Eurasian Security Institutions: The CSTO and SCO

Eurasian Security Institutions: The CSTO and SCO

Perhaps the most surprising feature of the protracted crisis in Kyrgyzstan is what has not happened: Neither of Eurasia's two preeminent regional security institutions, the Collective Security Treaty Organization (CSTO) and the Shanghai Cooperation Organization (SCO), have coordinated a military intervention in that country.

The mass protests, deaths, and refugee crisis involving perhaps 1 million people has represented one of the most acute challenges to Eurasian stability in the history of either organization, both of which were founded almost a decade ago. In mid-June 2010, the Kyrgyz interim authorities even directly appealed for Russian military intervention on their behalf, but Moscow declined to act military -- either unilaterally or within the framework of either the CSTO or the SCO. Both organizations have offered primarily verbal support and limited humanitarian assistance to their beleaguered member state. Despite expectations, neither organization has yet become a modern version of the Warsaw Pact, using military and police power to keep its client regimes in power.
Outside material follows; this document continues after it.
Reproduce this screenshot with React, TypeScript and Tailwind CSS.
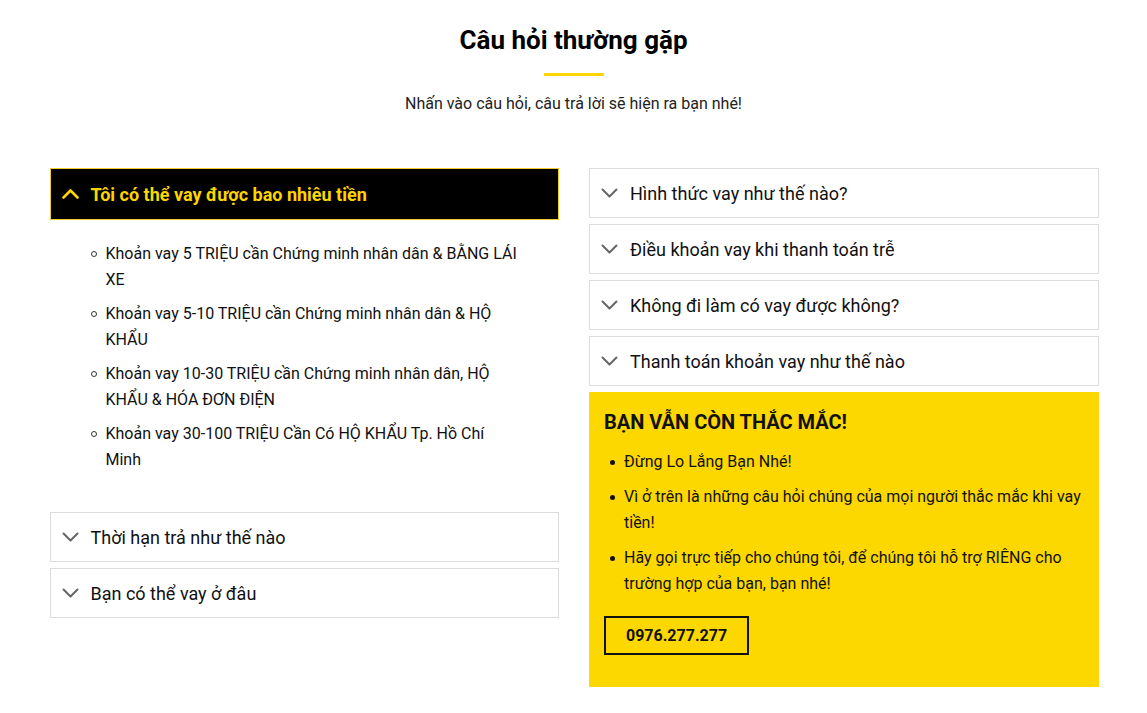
const LEFT_ITEMS = [
  'Khoản vay 5 TRIỆU cần Chứng minh nhân dân & BẰNG LÁI XE',
  'Khoản vay 5-10 TRIỆU cần Chứng minh nhân dân & HỘ KHẨU',
  'Khoản vay 10-30 TRIỆU cần Chứng minh nhân dân, HỘ KHẨU & HÓA ĐƠN ĐIỆN',
  'Khoản vay 30-100 TRIỆU Cần Có HỘ KHẨU Tp. Hồ Chí Minh',
];

const LEFT_CLOSED = ['Thời hạn trả như thế nào', 'Bạn có thể vay ở đâu'];

const RIGHT_CLOSED = [
  'Hình thức vay như thế nào?',
  'Điều khoản vay khi thanh toán trễ',
  'Không đi làm có vay được không?',
  'Thanh toán khoản vay như thế nào',
];

const HELP_ITEMS = [
  'Đừng Lo Lắng Bạn Nhé!',
  'Vì ở trên là những câu hỏi chúng của mọi người thắc mắc khi vay tiền!',
  'Hãy gọi trực tiếp cho chúng tôi, để chúng tôi hỗ trợ RIÊNG cho trường hợp của bạn, bạn nhé!',
];

function Chevron({ up, className }: { up?: boolean; className?: string }) {
  return (
    <svg width="17" height="10" viewBox="0 0 17 10" fill="none" className={className}>
      <polyline
        points={up ? '1.5,8.5 8.5,1.5 15.5,8.5' : '1.5,1.5 8.5,8.5 15.5,1.5'}
        stroke="currentColor"
        strokeWidth={up ? 2.6 : 2}
        strokeLinecap="round"
        strokeLinejoin="round"
      />
    </svg>
  );
}

function ClosedItem({ title }: { title: string }) {
  return (
    <div className="flex h-[50px] items-center gap-[12px] border border-[#dddddd] bg-white px-[11px]">
      <Chevron className="shrink-0 text-[#666666]" />
      <span className="text-[18px] text-[#111111]">{title}</span>
    </div>
  );
}

export default function App() {
  return (
    <div className="min-h-screen bg-white font-['Roboto',sans-serif] text-[#111111]">
      <div className="mx-auto flex w-[1050px] flex-col items-center pt-[24px]">
        <h2 className="text-[26px] font-bold leading-[32px] text-black">Câu hỏi thường gặp</h2>
        <div className="mt-[17px] h-[3px] w-[60px] bg-[#fdd600]" />
        <p className="mt-[17px] text-[16px] leading-[22px] text-[#222222]">
          Nhấn vào câu hỏi, câu trả lời sẽ hiện ra bạn nhé!
        </p>
      </div>

      <div className="mx-auto mt-[53px] grid w-[1050px] grid-cols-2 items-start gap-[30px] pl-[1px]">
        {/* Cột trái */}
        <div className="flex flex-col gap-[6px]">
          <div>
            <div className="flex h-[52px] items-center gap-[12px] border border-[#f2cc2a] bg-black px-[11px]">
              <Chevron up className="shrink-0 text-[#fdd600]" />
              <span className="text-[18px] font-bold text-[#fdd600]">Tôi có thể vay được bao nhiêu tiền</span>
            </div>
            <ul className="pb-[25px] pl-[41px] pr-[36px] pt-[21px]">
              {LEFT_ITEMS.map((t) => (
                <li key={t} className="mb-[8px] flex text-[16px] leading-[26px] text-[#111111]">
                  <span className="mr-[9px] mt-[10px] h-[6px] w-[6px] shrink-0 rounded-full border border-[#333333]" />
                  <span>{t}</span>
                </li>
              ))}
            </ul>
          </div>
          {LEFT_CLOSED.map((t) => (
            <ClosedItem key={t} title={t} />
          ))}
        </div>

        {/* Cột phải */}
        <div className="flex flex-col gap-[6px]">
          {RIGHT_CLOSED.map((t) => (
            <ClosedItem key={t} title={t} />
          ))}
          <div className="bg-[#fdd700] px-[15px] pb-[32px] pt-[17px]">
            <h3 className="text-[20px] font-bold leading-[26px] text-[#111111]">BẠN VẪN CÒN THẮC MẮC!</h3>
            <ul className="mt-[14px] pl-[6px]">
              {HELP_ITEMS.map((t) => (
                <li key={t} className="mb-[9px] flex text-[16px] leading-[26px] text-[#111111]">
                  <span className="mr-[9px] mt-[11px] h-[5px] w-[5px] shrink-0 rounded-full bg-[#111111]" />
                  <span>{t}</span>
                </li>
              ))}
            </ul>
            <div className="mt-[10px] inline-flex h-[39px] items-center border-2 border-[#111111] px-[20px] text-[16px] font-bold text-[#111111]">
              0976.277.277
            </div>
          </div>
        </div>
      </div>
    </div>
  );
}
After the collapse of the Soviet Union, the Commonwealth of Independent States (CIS) originally represented the most important institution among the former Soviet republics, except for the Baltic republics, which broke completely with Moscow. Over time, the CIS steadily lost influence, due primarily to the diverging agendas pursued by its 12 member governments. A frustrated Russian government under former President Vladimir Putin decided instead to orchestrate the formation of the CSTO in 2002. Its members included only the most pro-Moscow former Soviet republics, including Armenia, Belarus, and all the Central Asian countries except Turkmenistan.